WRITTEN TASK:
Omit all pictures, then retype the data exactly as given.

PROVIDED DATA:
□ □ □ □ □ □ □
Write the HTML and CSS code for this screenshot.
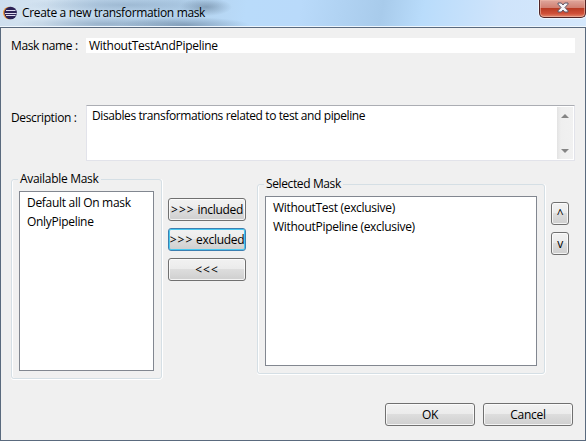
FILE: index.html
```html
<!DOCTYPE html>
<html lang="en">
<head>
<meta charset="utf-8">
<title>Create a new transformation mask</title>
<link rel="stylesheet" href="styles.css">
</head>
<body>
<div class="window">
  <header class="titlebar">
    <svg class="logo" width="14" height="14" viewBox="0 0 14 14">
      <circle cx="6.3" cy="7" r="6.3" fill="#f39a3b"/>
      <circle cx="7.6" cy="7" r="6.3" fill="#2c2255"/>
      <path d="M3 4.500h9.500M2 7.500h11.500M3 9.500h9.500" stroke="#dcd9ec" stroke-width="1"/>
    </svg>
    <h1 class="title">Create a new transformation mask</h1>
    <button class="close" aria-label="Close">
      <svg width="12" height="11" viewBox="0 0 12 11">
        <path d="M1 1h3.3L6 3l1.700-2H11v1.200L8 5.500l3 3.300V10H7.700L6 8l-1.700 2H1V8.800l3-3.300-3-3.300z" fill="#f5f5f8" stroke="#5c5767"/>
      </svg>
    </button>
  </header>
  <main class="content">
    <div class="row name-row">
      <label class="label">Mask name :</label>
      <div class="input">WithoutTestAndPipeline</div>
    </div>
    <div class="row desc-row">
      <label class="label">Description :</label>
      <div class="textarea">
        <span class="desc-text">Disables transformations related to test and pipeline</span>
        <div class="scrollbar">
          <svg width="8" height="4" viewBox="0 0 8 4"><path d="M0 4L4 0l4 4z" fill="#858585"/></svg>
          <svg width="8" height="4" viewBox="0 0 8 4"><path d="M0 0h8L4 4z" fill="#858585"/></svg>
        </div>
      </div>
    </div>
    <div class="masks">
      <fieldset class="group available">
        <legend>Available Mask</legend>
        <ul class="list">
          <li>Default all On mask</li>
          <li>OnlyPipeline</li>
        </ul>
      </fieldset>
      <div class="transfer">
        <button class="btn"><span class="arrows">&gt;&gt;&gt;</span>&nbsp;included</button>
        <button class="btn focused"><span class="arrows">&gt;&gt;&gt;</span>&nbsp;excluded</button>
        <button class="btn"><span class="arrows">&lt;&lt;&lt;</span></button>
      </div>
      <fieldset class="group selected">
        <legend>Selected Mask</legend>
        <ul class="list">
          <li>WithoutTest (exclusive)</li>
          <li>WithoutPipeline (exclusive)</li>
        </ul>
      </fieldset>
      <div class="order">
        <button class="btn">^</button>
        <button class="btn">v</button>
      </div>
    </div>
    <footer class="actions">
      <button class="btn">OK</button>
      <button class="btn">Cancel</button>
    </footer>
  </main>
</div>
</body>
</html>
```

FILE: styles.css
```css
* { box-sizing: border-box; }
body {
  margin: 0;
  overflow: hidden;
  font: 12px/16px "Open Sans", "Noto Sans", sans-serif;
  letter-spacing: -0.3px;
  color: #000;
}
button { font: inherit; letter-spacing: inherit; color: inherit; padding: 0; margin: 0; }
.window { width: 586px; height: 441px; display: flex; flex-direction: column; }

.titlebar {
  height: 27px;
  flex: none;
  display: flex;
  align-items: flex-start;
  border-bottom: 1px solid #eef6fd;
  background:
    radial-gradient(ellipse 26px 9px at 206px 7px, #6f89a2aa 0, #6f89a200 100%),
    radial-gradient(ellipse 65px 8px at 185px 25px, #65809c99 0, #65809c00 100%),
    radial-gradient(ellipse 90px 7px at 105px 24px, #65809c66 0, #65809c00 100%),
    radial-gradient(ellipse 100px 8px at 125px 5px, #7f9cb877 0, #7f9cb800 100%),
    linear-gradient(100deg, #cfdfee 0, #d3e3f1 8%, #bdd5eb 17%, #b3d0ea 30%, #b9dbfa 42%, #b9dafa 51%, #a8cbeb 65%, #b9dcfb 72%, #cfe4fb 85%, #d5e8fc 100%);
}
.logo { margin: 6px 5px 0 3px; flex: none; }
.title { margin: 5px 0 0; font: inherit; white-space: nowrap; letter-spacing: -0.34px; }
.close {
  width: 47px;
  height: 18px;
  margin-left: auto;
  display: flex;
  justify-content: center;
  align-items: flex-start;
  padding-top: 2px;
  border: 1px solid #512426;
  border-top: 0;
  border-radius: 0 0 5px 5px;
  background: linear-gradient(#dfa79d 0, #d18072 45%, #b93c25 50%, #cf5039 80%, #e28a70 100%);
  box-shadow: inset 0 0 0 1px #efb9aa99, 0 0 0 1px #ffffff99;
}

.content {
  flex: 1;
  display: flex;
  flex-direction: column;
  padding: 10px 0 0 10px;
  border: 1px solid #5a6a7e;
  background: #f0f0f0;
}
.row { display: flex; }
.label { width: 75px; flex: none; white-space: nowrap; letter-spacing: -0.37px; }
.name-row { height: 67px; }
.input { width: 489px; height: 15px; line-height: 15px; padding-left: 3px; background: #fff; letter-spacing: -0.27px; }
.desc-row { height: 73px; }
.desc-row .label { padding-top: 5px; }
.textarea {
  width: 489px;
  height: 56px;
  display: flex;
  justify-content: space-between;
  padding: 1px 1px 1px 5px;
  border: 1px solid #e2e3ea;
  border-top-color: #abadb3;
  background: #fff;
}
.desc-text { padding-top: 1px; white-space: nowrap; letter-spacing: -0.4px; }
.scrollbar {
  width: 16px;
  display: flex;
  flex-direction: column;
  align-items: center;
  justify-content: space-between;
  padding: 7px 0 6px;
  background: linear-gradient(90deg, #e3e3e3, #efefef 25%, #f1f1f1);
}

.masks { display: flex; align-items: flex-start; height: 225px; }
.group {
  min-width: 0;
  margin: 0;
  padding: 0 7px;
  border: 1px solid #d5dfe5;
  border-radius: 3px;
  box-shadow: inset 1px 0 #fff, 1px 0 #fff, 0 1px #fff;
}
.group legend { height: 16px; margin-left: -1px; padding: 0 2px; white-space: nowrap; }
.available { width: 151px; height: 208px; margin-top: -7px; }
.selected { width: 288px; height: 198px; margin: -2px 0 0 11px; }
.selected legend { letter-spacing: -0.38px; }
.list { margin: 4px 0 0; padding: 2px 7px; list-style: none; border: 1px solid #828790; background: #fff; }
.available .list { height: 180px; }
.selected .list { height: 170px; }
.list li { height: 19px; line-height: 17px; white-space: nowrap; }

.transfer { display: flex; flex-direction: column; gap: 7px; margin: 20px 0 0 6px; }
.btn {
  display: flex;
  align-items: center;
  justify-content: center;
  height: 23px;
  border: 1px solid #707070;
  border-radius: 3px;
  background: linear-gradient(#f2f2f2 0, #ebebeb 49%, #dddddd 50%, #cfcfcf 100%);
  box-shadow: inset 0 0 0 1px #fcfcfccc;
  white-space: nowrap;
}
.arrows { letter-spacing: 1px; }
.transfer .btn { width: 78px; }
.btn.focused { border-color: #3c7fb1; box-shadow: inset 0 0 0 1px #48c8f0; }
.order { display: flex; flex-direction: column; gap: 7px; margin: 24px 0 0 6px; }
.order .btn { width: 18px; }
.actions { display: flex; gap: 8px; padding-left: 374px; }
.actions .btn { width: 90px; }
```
□ □ □ □ □ □ □
PROBLEM SOLUTION:
Write the HTML and CSS code for this screenshot.
FILE: index.html
```html
<!DOCTYPE html>
<html lang="en">
<head>
<meta charset="utf-8">
<title>Create a new transformation mask</title>
<link rel="stylesheet" href="styles.css">
</head>
<body>
<div class="window">
  <header class="titlebar">
    <svg class="logo" width="14" height="14" viewBox="0 0 14 14">
      <circle cx="6.3" cy="7" r="6.3" fill="#f39a3b"/>
      <circle cx="7.6" cy="7" r="6.3" fill="#2c2255"/>
      <path d="M3 4.500h9.500M2 7.500h11.500M3 9.500h9.500" stroke="#dcd9ec" stroke-width="1"/>
    </svg>
    <h1 class="title">Create a new transformation mask</h1>
    <button class="close" aria-label="Close">
      <svg width="12" height="11" viewBox="0 0 12 11">
        <path d="M1 1h3.3L6 3l1.700-2H11v1.200L8 5.500l3 3.300V10H7.700L6 8l-1.700 2H1V8.800l3-3.300-3-3.300z" fill="#f5f5f8" stroke="#5c5767"/>
      </svg>
    </button>
  </header>
  <main class="content">
    <div class="row name-row">
      <label class="label">Mask name :</label>
      <div class="input">WithoutTestAndPipeline</div>
    </div>
    <div class="row desc-row">
      <label class="label">Description :</label>
      <div class="textarea">
        <span class="desc-text">Disables transformations related to test and pipeline</span>
        <div class="scrollbar">
          <svg width="8" height="4" viewBox="0 0 8 4"><path d="M0 4L4 0l4 4z" fill="#858585"/></svg>
          <svg width="8" height="4" viewBox="0 0 8 4"><path d="M0 0h8L4 4z" fill="#858585"/></svg>
        </div>
      </div>
    </div>
    <div class="masks">
      <fieldset class="group available">
        <legend>Available Mask</legend>
        <ul class="list">
          <li>Default all On mask</li>
          <li>OnlyPipeline</li>
        </ul>
      </fieldset>
      <div class="transfer">
        <button class="btn"><span class="arrows">&gt;&gt;&gt;</span>&nbsp;included</button>
        <button class="btn focused"><span class="arrows">&gt;&gt;&gt;</span>&nbsp;excluded</button>
        <button class="btn"><span class="arrows">&lt;&lt;&lt;</span></button>
      </div>
      <fieldset class="group selected">
        <legend>Selected Mask</legend>
        <ul class="list">
          <li>WithoutTest (exclusive)</li>
          <li>WithoutPipeline (exclusive)</li>
        </ul>
      </fieldset>
      <div class="order">
        <button class="btn">^</button>
        <button class="btn">v</button>
      </div>
    </div>
    <footer class="actions">
      <button class="btn">OK</button>
      <button class="btn">Cancel</button>
    </footer>
  </main>
</div>
</body>
</html>
```

FILE: styles.css
```css
* { box-sizing: border-box; }
body {
  margin: 0;
  overflow: hidden;
  font: 12px/16px "Open Sans", "Noto Sans", sans-serif;
  letter-spacing: -0.3px;
  color: #000;
}
button { font: inherit; letter-spacing: inherit; color: inherit; padding: 0; margin: 0; }
.window { width: 586px; height: 441px; display: flex; flex-direction: column; }

.titlebar {
  height: 27px;
  flex: none;
  display: flex;
  align-items: flex-start;
  border-bottom: 1px solid #eef6fd;
  background:
    radial-gradient(ellipse 26px 9px at 206px 7px, #6f89a2aa 0, #6f89a200 100%),
    radial-gradient(ellipse 65px 8px at 185px 25px, #65809c99 0, #65809c00 100%),
    radial-gradient(ellipse 90px 7px at 105px 24px, #65809c66 0, #65809c00 100%),
    radial-gradient(ellipse 100px 8px at 125px 5px, #7f9cb877 0, #7f9cb800 100%),
    linear-gradient(100deg, #cfdfee 0, #d3e3f1 8%, #bdd5eb 17%, #b3d0ea 30%, #b9dbfa 42%, #b9dafa 51%, #a8cbeb 65%, #b9dcfb 72%, #cfe4fb 85%, #d5e8fc 100%);
}
.logo { margin: 6px 5px 0 3px; flex: none; }
.title { margin: 5px 0 0; font: inherit; white-space: nowrap; letter-spacing: -0.34px; }
.close {
  width: 47px;
  height: 18px;
  margin-left: auto;
  display: flex;
  justify-content: center;
  align-items: flex-start;
  padding-top: 2px;
  border: 1px solid #512426;
  border-top: 0;
  border-radius: 0 0 5px 5px;
  background: linear-gradient(#dfa79d 0, #d18072 45%, #b93c25 50%, #cf5039 80%, #e28a70 100%);
  box-shadow: inset 0 0 0 1px #efb9aa99, 0 0 0 1px #ffffff99;
}

.content {
  flex: 1;
  display: flex;
  flex-direction: column;
  padding: 10px 0 0 10px;
  border: 1px solid #5a6a7e;
  background: #f0f0f0;
}
.row { display: flex; }
.label { width: 75px; flex: none; white-space: nowrap; letter-spacing: -0.37px; }
.name-row { height: 67px; }
.input { width: 489px; height: 15px; line-height: 15px; padding-left: 3px; background: #fff; letter-spacing: -0.27px; }
.desc-row { height: 73px; }
.desc-row .label { padding-top: 5px; }
.textarea {
  width: 489px;
  height: 56px;
  display: flex;
  justify-content: space-between;
  padding: 1px 1px 1px 5px;
  border: 1px solid #e2e3ea;
  border-top-color: #abadb3;
  background: #fff;
}
.desc-text { padding-top: 1px; white-space: nowrap; letter-spacing: -0.4px; }
.scrollbar {
  width: 16px;
  display: flex;
  flex-direction: column;
  align-items: center;
  justify-content: space-between;
  padding: 7px 0 6px;
  background: linear-gradient(90deg, #e3e3e3, #efefef 25%, #f1f1f1);
}

.masks { display: flex; align-items: flex-start; height: 225px; }
.group {
  min-width: 0;
  margin: 0;
  padding: 0 7px;
  border: 1px solid #d5dfe5;
  border-radius: 3px;
  box-shadow: inset 1px 0 #fff, 1px 0 #fff, 0 1px #fff;
}
.group legend { height: 16px; margin-left: -1px; padding: 0 2px; white-space: nowrap; }
.available { width: 151px; height: 208px; margin-top: -7px; }
.selected { width: 288px; height: 198px; margin: -2px 0 0 11px; }
.selected legend { letter-spacing: -0.38px; }
.list { margin: 4px 0 0; padding: 2px 7px; list-style: none; border: 1px solid #828790; background: #fff; }
.available .list { height: 180px; }
.selected .list { height: 170px; }
.list li { height: 19px; line-height: 17px; white-space: nowrap; }

.transfer { display: flex; flex-direction: column; gap: 7px; margin: 20px 0 0 6px; }
.btn {
  display: flex;
  align-items: center;
  justify-content: center;
  height: 23px;
  border: 1px solid #707070;
  border-radius: 3px;
  background: linear-gradient(#f2f2f2 0, #ebebeb 49%, #dddddd 50%, #cfcfcf 100%);
  box-shadow: inset 0 0 0 1px #fcfcfccc;
  white-space: nowrap;
}
.arrows { letter-spacing: 1px; }
.transfer .btn { width: 78px; }
.btn.focused { border-color: #3c7fb1; box-shadow: inset 0 0 0 1px #48c8f0; }
.order { display: flex; flex-direction: column; gap: 7px; margin: 24px 0 0 6px; }
.order .btn { width: 18px; }
.actions { display: flex; gap: 8px; padding-left: 374px; }
.actions .btn { width: 90px; }
```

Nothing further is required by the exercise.